When you unpack lab3.tar.gz (with the command tar xvzf lab3.tar.gz) you will get a directory lab3 which contains these files. Do your work in this directory.

Handin procedure

When you are finished, edit the LAB file and follow the instructions to fill in your name(s), student ID(s), email address(es), short descriptions of any challenge problems you did, and any other information you'd like us to have. Then run "make tarball" which will generate a file lab3-yourusername.tar.gz inside the lab3 directory. Upload this file to CourseWeb using a web browser to turn in the project. (Please do not upload .zip files!)

Background information

File system preliminaries

The file system you will work with, OSPFS, is much simpler than most "real" file systems, but it is powerful enough to read and write files organized in a hierarchical directory structure. OSPFS currently does not support symbolic links, timestamps, permissions, or special device files like most UNIX file systems do. Additionally, your module is only capable of using an in-memory file system, meaning that the data "on disk" is actually stored entirely in main memory. This means that changes made to the file system are not saved across reboots (or across module loads and unloads).

File system structure

Most UNIX file systems divide available disk space into two main types of regions: inode regions and data regions. UNIX file systems assign one inode to each file in the file system; a file's inode holds critical metadata about the file such as its attributes and pointers to its data blocks. The data regions are divided into large data blocks (typically 4KB or more), within which the file system stores file data and directory metadata. Directory entries contain file names and pointers to inodes; a file is said to be hard-linked if multiple directory entries in the file system refer to that file's inode. OSPFS is designed in much the same way.

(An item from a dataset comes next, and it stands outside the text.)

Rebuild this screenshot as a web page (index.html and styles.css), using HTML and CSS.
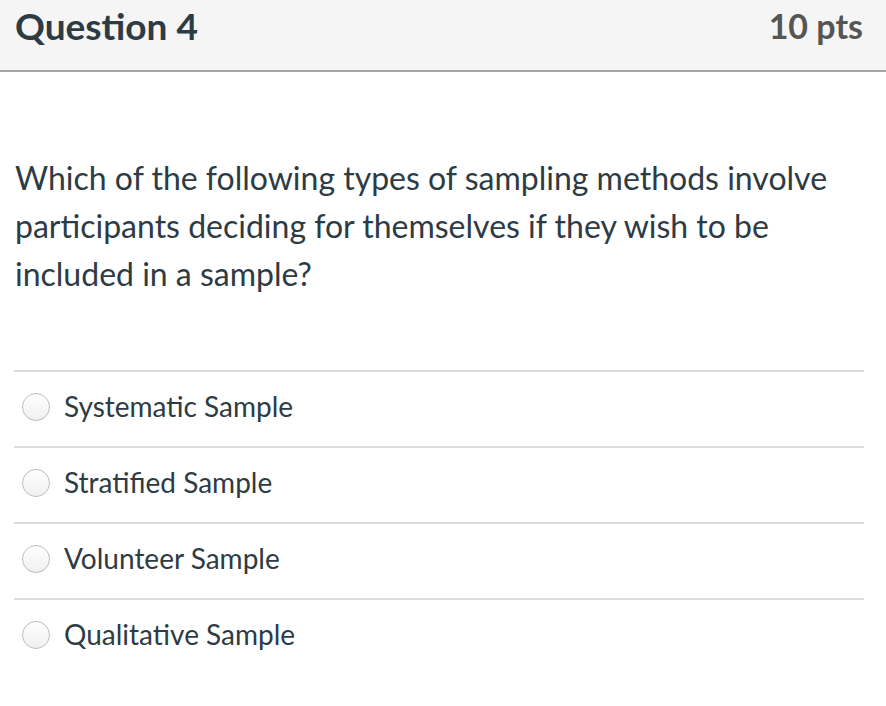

Both files and directories logically consist of a series of data blocks, which may be scattered throughout the disk much like the pages of a process's virtual address space can be scattered throughout physical memory.

Sectors and blocks

Modern disks perform reads and writes in units of sectors, which today are almost universally 512 bytes each. File systems actually allocate and use disk storage in units of blocks. Be wary of the distinction between the two terms: sector size is a property of the disk hardware, whereas block size is an aspect of the operating system using the disk. A file system's block size must be at least the sector size of the underlying disk, but could be greater (often it is a power of two multiple of the sector size).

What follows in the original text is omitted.